• TASK BRIEF: Work through the following lines and count those that hold the word "styles". Reply with that number only.

===== SUPPLIED MATERIAL =====

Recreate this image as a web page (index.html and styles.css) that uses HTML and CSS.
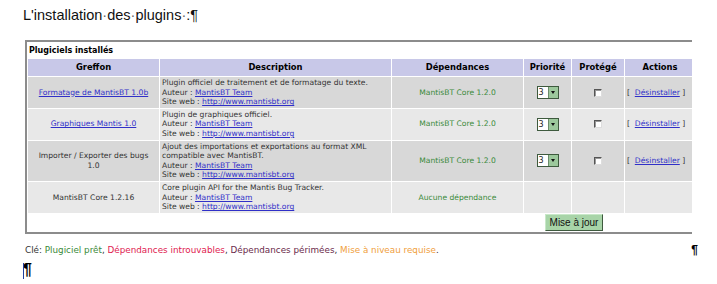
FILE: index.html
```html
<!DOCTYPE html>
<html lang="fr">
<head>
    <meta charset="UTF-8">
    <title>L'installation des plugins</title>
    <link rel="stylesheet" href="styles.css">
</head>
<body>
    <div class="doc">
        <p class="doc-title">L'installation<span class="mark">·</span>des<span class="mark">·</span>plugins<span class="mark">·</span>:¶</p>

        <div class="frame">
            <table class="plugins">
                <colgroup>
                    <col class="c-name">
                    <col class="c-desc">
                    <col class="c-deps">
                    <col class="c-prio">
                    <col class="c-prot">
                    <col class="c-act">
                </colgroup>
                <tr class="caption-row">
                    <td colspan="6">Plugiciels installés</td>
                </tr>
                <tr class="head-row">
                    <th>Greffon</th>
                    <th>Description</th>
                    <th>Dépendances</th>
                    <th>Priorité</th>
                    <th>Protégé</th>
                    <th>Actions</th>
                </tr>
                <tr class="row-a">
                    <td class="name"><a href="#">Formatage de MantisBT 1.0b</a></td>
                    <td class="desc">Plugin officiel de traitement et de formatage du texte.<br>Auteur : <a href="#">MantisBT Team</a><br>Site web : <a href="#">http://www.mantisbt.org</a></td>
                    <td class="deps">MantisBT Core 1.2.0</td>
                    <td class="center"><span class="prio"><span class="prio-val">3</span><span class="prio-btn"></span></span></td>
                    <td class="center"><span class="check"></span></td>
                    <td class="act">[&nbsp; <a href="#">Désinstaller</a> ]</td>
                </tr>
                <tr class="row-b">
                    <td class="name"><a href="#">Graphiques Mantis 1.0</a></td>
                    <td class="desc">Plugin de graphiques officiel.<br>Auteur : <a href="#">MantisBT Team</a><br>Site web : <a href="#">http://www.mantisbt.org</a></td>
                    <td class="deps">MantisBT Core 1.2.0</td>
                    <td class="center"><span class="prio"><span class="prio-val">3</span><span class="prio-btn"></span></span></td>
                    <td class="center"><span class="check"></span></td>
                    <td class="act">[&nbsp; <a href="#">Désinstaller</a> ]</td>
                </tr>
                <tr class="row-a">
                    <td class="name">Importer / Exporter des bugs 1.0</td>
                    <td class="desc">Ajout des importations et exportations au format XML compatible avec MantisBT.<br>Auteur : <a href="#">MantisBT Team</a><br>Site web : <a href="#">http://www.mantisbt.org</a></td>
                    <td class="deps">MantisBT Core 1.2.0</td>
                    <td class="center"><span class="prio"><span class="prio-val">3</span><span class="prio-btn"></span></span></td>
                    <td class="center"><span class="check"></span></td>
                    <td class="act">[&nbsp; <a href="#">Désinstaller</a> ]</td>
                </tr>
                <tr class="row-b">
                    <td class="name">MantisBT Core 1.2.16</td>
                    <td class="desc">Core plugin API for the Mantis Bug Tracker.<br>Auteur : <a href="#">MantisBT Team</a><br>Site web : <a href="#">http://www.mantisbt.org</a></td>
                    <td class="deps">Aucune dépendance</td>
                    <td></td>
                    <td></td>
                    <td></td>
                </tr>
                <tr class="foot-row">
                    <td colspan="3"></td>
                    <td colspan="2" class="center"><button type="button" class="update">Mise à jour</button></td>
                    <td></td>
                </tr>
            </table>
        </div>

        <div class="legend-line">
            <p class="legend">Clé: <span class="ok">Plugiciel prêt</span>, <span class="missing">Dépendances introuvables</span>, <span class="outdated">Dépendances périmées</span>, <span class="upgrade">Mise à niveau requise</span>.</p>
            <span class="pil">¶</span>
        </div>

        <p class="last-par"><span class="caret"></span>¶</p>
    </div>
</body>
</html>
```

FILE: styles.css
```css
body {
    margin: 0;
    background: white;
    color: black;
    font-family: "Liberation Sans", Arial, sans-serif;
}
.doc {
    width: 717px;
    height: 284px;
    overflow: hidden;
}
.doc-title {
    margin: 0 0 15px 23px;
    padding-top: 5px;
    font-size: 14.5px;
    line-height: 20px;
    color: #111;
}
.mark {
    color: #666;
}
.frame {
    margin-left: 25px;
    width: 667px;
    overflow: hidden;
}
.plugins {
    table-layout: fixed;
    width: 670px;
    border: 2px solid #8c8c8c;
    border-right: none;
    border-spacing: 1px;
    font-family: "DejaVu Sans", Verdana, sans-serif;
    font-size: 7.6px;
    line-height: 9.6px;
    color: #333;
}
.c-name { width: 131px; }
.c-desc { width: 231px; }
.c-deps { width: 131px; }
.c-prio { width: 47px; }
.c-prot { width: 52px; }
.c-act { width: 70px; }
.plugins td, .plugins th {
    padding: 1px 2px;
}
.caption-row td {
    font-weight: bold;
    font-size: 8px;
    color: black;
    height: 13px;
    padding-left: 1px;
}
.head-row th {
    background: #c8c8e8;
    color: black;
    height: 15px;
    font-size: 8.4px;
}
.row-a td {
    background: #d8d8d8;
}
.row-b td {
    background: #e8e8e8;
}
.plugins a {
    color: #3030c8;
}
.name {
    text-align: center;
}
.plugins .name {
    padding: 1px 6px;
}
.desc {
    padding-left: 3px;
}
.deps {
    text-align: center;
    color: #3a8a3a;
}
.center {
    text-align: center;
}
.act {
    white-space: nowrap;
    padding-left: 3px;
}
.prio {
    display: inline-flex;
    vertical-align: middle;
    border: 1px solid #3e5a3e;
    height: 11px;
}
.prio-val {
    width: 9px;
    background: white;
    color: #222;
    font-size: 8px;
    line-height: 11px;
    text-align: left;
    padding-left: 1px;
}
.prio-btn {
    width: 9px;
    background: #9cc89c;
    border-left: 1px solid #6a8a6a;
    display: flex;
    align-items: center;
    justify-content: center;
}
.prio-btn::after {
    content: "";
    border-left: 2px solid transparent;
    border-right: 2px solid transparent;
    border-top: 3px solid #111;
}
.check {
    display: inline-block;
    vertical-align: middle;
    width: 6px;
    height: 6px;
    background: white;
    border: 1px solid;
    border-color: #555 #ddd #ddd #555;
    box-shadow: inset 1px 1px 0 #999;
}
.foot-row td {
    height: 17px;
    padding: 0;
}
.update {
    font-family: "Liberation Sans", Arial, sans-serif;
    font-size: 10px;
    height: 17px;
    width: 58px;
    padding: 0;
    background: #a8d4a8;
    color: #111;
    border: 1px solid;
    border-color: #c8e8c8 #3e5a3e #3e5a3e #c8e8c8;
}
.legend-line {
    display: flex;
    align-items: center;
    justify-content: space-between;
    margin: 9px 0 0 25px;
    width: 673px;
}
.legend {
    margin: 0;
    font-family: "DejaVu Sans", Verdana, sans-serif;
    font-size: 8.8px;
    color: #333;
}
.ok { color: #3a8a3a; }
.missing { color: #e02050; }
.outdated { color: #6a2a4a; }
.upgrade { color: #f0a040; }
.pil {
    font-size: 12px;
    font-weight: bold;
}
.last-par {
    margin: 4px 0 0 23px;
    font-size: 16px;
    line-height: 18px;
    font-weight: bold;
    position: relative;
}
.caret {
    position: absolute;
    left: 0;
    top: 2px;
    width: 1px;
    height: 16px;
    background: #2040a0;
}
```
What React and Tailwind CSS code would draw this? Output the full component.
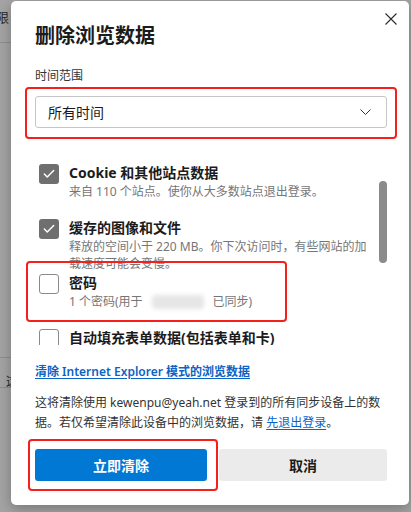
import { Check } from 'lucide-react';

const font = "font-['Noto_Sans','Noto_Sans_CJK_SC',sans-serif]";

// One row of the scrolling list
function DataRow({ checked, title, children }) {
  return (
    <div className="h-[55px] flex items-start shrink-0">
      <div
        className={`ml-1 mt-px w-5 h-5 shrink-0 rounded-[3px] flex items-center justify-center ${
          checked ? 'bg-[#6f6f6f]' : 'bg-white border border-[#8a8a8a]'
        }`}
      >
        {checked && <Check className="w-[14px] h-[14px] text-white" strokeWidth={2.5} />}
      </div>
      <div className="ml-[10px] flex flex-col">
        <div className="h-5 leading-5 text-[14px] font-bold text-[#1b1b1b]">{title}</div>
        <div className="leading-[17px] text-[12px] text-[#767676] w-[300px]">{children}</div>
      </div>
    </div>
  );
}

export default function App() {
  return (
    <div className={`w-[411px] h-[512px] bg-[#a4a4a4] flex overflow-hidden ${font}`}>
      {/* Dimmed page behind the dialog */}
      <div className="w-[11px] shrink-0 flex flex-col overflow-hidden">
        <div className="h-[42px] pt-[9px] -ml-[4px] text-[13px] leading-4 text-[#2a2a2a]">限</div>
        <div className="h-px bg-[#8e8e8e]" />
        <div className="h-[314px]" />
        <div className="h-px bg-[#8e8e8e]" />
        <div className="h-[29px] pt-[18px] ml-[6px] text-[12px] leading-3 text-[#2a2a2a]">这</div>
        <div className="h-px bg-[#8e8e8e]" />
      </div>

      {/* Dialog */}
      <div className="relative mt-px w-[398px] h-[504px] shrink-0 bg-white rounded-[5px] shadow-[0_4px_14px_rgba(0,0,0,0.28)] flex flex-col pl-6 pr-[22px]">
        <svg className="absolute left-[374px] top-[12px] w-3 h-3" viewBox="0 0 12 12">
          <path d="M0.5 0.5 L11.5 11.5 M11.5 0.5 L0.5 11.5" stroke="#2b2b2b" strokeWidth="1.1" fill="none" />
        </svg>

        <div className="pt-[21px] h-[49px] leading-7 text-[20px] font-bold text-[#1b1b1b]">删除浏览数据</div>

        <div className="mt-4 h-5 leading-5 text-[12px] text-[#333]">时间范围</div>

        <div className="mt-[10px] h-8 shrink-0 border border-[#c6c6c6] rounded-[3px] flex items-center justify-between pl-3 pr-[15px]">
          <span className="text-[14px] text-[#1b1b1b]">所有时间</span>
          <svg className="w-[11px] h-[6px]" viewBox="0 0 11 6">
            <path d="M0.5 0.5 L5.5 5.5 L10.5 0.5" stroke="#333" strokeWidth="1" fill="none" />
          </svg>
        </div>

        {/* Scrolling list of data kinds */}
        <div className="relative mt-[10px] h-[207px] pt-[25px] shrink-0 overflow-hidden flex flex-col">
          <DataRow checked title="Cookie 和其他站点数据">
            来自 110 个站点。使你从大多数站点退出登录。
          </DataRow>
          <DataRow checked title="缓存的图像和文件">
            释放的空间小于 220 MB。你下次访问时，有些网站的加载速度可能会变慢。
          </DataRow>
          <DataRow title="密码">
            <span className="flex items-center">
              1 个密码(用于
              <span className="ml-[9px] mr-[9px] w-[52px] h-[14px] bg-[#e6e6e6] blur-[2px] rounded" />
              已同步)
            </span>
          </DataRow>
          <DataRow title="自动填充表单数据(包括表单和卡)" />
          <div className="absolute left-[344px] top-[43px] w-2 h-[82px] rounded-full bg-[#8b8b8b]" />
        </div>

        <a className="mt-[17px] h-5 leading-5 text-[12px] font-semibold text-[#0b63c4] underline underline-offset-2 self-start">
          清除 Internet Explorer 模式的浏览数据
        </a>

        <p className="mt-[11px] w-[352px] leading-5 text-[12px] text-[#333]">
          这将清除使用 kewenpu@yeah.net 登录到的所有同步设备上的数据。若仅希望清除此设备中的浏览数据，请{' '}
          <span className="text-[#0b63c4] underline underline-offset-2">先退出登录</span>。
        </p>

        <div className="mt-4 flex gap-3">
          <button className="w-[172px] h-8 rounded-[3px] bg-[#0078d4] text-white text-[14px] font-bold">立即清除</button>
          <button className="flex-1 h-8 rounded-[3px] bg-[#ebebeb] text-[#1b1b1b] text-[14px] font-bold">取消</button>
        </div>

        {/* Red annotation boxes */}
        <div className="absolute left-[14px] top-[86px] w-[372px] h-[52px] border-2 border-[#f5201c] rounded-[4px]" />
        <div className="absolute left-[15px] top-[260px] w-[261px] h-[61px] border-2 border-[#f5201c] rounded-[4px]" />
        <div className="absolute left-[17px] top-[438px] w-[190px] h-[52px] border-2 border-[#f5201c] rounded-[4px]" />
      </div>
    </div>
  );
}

=====

• CORRECT RESPONSE: 3